Beneath this task is a listing. State how many of its lines include the string "page", giving nothing but the number.

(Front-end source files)
*****

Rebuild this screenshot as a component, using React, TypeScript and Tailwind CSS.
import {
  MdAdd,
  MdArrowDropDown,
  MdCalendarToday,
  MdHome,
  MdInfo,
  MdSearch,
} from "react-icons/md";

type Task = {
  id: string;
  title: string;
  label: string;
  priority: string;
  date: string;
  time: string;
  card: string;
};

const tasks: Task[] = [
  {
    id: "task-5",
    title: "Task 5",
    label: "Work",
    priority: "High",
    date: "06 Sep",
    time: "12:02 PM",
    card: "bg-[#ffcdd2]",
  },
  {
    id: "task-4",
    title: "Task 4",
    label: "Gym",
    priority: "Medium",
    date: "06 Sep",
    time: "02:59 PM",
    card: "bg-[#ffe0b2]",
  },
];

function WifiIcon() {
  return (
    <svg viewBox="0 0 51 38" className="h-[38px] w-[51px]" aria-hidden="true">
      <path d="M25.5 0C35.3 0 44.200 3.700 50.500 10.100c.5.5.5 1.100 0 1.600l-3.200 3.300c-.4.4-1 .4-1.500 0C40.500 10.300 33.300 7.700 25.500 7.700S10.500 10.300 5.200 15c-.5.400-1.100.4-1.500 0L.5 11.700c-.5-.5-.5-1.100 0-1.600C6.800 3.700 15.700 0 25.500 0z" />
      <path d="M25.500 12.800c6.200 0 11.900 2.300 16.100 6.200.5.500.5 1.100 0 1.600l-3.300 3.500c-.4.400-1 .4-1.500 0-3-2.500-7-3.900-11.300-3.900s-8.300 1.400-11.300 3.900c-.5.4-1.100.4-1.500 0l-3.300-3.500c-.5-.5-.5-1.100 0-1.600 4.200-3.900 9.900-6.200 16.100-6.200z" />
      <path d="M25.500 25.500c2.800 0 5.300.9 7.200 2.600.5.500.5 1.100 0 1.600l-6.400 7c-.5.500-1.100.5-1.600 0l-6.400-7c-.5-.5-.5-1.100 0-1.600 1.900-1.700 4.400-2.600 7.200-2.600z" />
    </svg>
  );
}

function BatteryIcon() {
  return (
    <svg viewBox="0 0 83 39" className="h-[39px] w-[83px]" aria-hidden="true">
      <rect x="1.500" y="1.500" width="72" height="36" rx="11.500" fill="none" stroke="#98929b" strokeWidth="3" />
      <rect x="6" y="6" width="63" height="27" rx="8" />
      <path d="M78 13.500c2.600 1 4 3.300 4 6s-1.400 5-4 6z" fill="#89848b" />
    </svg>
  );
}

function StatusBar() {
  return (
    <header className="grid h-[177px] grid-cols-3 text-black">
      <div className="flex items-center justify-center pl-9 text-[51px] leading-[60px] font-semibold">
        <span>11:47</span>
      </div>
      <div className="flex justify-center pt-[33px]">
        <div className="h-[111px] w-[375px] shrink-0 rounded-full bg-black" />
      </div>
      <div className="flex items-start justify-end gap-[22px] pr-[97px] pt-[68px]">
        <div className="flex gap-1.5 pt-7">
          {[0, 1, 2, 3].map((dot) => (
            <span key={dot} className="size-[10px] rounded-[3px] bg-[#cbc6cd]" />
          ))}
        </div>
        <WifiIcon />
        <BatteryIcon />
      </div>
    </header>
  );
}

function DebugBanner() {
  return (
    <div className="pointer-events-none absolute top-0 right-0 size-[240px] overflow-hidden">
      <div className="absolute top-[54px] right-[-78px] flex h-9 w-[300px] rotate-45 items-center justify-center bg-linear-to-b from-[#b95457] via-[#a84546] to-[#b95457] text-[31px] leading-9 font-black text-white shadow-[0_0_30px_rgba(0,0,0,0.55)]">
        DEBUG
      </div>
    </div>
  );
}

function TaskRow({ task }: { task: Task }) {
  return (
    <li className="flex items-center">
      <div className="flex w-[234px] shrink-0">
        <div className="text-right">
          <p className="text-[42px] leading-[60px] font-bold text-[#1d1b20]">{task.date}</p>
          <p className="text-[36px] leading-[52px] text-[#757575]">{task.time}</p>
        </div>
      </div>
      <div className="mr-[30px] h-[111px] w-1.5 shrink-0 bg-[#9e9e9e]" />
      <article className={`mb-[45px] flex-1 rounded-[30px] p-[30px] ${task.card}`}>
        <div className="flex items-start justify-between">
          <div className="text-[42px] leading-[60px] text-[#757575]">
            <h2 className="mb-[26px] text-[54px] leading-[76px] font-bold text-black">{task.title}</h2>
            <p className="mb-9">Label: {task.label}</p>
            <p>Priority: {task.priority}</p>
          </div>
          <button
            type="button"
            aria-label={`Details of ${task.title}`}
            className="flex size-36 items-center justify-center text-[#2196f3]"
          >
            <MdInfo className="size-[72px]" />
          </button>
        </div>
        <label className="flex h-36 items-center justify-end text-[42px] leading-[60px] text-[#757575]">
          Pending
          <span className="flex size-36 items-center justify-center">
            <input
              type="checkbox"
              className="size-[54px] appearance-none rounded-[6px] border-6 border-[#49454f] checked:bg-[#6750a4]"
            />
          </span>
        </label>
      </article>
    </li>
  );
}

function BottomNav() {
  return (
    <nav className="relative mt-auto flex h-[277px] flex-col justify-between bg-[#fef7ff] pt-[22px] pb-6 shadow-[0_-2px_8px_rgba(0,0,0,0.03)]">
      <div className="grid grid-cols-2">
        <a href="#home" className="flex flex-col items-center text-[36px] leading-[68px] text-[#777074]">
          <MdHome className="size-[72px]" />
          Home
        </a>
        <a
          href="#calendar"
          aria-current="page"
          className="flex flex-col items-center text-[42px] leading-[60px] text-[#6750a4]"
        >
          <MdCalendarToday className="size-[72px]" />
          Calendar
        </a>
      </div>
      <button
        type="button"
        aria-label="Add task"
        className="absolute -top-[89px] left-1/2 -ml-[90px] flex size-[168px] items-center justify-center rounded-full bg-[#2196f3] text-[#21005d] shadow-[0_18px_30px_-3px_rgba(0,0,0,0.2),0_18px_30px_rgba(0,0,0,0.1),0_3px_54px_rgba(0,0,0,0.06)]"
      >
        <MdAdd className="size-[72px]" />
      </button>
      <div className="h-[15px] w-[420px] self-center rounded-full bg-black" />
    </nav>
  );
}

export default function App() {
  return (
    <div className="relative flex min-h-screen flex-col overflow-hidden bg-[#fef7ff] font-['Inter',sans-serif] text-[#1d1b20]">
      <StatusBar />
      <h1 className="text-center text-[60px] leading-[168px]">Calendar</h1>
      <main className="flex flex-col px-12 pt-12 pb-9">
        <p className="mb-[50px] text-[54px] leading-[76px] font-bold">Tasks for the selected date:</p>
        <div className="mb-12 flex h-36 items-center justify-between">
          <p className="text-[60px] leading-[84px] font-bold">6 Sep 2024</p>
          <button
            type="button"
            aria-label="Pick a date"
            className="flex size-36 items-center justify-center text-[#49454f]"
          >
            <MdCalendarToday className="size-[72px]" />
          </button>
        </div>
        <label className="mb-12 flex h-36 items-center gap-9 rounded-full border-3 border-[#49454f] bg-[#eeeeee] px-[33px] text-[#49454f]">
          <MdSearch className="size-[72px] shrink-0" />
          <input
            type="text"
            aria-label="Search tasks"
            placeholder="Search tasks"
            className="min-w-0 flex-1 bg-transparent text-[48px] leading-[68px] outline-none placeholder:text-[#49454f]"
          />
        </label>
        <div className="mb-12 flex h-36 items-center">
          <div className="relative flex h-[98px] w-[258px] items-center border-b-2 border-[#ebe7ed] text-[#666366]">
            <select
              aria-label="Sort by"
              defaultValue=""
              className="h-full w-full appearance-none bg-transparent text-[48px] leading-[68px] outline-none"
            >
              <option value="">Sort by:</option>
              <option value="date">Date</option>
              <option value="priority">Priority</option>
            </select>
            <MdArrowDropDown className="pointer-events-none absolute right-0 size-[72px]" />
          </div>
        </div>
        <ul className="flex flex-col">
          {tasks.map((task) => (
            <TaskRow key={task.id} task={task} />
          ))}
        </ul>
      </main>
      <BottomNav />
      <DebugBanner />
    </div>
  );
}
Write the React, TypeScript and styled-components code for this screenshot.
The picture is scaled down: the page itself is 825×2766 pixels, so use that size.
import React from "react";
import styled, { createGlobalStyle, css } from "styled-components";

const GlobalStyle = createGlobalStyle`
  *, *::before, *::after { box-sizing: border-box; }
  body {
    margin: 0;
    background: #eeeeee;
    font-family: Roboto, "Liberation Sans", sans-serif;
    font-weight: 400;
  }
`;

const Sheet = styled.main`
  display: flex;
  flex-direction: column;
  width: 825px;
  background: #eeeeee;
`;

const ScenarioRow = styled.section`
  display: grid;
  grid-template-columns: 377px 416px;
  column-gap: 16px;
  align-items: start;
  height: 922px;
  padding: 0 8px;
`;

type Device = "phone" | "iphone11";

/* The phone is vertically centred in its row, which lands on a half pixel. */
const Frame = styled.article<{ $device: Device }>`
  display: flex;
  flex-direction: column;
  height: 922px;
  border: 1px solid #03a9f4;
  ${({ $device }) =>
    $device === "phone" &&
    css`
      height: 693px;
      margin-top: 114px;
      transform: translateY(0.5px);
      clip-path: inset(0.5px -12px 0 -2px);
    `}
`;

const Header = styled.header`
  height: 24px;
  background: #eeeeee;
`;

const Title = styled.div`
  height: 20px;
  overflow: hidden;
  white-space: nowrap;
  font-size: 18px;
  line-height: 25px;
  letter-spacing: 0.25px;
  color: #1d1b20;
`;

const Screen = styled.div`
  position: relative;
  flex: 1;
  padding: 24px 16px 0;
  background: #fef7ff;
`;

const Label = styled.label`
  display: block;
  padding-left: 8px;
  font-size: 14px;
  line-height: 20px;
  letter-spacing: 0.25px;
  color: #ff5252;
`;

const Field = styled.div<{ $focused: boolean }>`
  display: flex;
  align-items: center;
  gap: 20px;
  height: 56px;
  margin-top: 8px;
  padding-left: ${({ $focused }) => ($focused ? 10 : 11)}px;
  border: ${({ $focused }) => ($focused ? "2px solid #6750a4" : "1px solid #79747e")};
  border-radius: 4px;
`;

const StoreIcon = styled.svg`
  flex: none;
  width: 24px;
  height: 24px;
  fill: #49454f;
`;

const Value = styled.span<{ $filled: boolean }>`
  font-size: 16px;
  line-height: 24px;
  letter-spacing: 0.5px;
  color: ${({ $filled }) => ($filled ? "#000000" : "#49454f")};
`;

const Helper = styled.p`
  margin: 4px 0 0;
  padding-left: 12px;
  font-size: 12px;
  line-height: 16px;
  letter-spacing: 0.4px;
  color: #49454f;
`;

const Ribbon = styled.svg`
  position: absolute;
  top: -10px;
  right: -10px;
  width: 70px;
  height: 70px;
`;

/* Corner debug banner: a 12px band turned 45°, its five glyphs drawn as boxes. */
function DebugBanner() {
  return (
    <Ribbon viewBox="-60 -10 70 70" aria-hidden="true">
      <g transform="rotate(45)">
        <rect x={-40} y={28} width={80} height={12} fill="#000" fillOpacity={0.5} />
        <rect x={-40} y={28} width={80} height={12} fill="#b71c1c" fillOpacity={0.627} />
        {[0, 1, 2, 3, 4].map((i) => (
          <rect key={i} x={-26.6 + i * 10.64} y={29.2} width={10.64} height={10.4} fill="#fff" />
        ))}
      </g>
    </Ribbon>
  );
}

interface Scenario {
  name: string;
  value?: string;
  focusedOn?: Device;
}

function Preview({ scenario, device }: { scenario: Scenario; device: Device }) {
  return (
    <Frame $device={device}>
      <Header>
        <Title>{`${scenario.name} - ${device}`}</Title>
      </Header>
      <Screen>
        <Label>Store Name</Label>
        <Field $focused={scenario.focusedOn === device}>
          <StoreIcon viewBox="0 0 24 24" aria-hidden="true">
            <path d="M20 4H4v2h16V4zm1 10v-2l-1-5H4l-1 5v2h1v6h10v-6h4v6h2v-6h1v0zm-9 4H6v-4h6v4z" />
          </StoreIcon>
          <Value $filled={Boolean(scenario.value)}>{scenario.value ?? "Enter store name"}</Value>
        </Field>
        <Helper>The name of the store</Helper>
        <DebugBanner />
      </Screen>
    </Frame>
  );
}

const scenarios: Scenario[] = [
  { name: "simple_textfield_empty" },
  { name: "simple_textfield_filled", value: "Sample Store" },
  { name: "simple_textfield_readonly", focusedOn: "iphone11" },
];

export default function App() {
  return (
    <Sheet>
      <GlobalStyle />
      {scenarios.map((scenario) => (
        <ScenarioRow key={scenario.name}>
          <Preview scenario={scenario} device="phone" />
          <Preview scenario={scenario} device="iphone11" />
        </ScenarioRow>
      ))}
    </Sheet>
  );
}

*****

CORRECT ANSWER - 2